## Short exercise
Every line that contains the word "with" should be copied.

## Record extracts
◇ ◇ ◇ ◇ ◇ ◇ ◇

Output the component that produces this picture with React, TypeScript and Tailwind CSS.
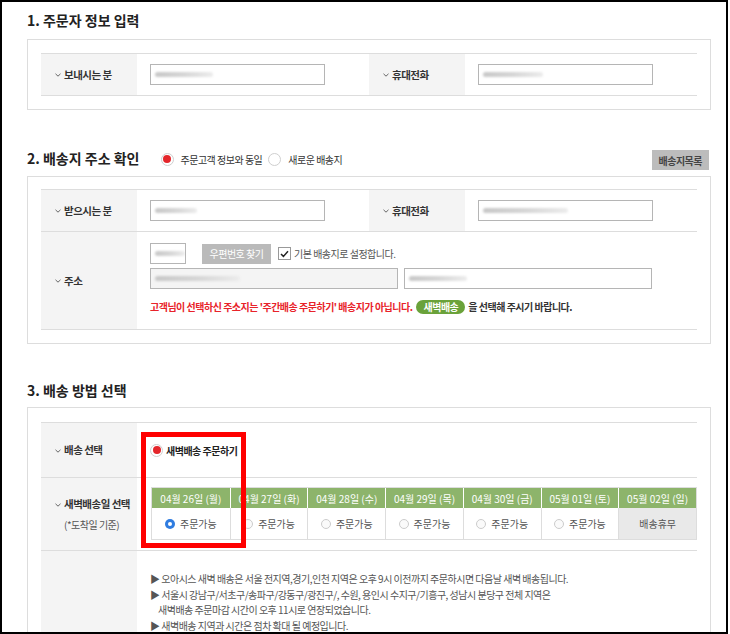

◇ ◇ ◇ ◇ ◇ ◇ ◇

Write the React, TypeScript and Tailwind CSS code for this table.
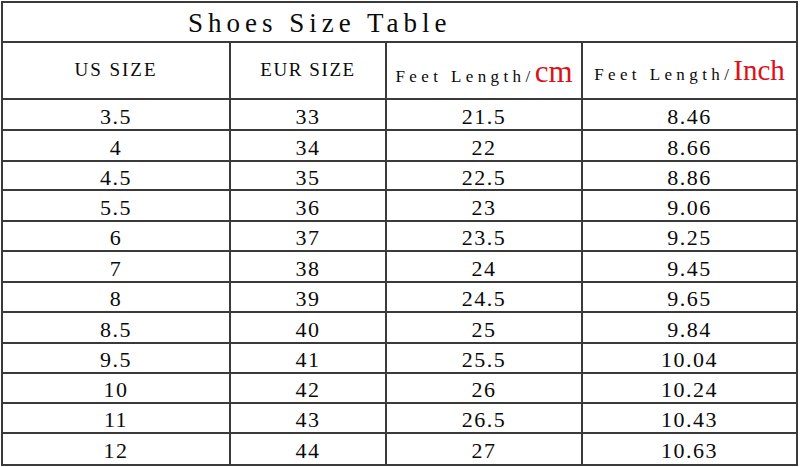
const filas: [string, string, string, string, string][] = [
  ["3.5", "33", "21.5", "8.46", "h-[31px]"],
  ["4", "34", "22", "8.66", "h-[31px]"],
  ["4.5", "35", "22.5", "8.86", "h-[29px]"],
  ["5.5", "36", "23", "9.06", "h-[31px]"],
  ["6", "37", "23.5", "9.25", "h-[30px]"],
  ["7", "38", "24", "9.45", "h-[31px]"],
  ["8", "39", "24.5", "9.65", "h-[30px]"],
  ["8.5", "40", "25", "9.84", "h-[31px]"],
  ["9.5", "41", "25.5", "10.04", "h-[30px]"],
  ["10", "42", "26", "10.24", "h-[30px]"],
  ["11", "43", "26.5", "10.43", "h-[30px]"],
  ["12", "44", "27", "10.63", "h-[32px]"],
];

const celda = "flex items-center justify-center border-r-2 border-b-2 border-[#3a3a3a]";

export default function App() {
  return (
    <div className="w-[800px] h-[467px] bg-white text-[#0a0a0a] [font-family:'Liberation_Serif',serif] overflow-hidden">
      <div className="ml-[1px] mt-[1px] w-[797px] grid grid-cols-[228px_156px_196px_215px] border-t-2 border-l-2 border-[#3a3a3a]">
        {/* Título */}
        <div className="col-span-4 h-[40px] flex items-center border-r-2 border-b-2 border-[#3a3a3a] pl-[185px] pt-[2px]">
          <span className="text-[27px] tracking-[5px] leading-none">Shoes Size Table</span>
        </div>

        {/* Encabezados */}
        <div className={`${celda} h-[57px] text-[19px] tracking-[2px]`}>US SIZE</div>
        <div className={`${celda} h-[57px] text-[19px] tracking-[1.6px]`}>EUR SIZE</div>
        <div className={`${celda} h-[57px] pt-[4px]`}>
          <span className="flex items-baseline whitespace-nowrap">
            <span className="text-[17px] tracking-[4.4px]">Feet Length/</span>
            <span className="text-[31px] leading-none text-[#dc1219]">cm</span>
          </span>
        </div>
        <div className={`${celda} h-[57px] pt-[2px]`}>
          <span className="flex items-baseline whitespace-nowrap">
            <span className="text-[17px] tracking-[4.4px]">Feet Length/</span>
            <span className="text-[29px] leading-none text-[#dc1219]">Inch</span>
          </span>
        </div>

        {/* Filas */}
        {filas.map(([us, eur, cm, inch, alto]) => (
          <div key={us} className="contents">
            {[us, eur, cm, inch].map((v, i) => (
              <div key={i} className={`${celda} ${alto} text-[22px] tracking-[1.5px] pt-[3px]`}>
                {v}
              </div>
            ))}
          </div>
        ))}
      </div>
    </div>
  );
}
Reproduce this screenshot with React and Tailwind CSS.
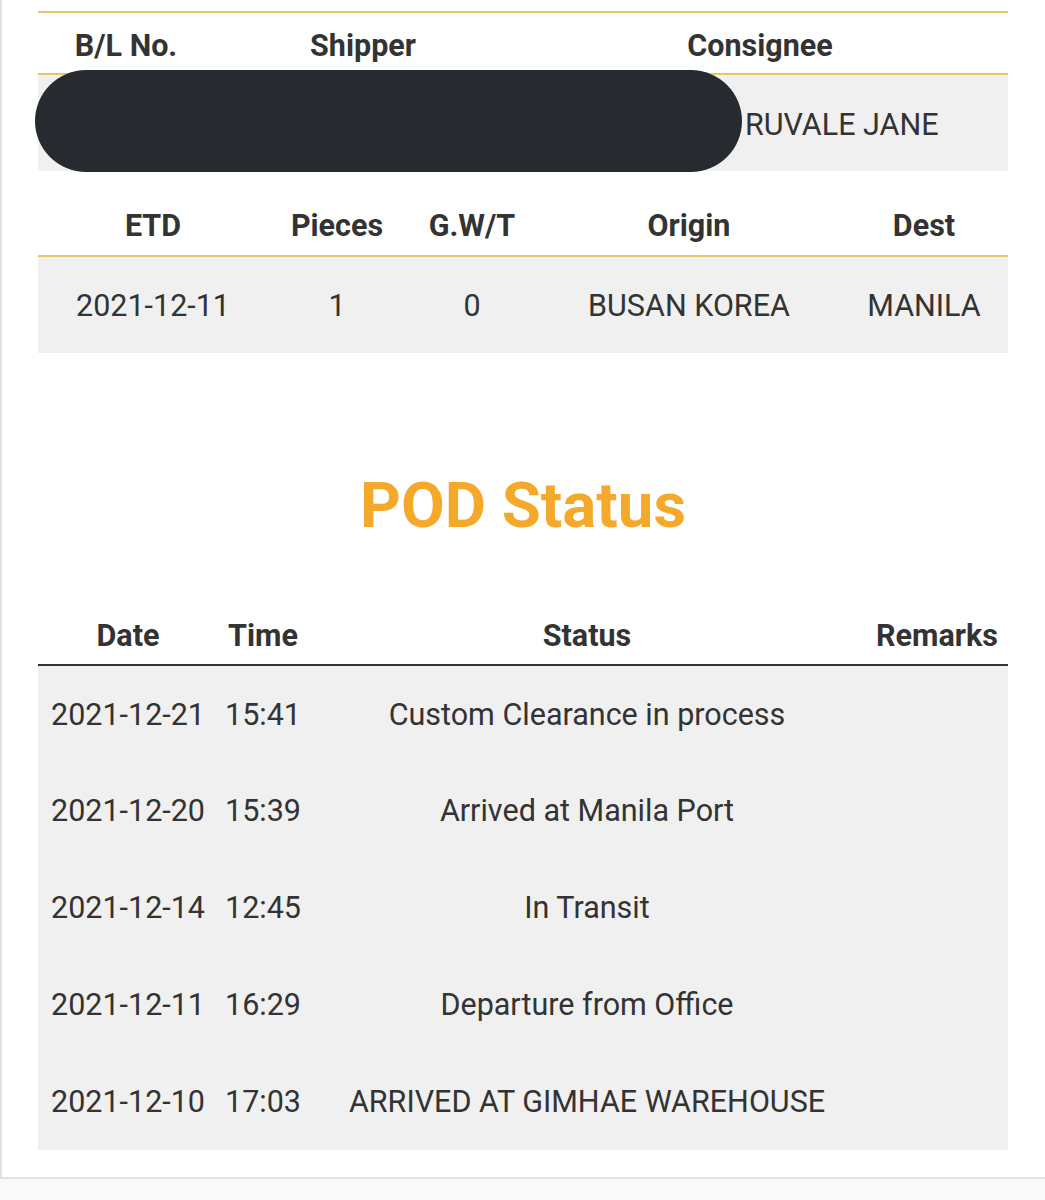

◇ ◇ ◇ ◇ ◇ ◇ ◇

## Full output
Output the component that produces this picture with React, TypeScript and Tailwind CSS.
Reproduce this screenshot with React and Tailwind CSS.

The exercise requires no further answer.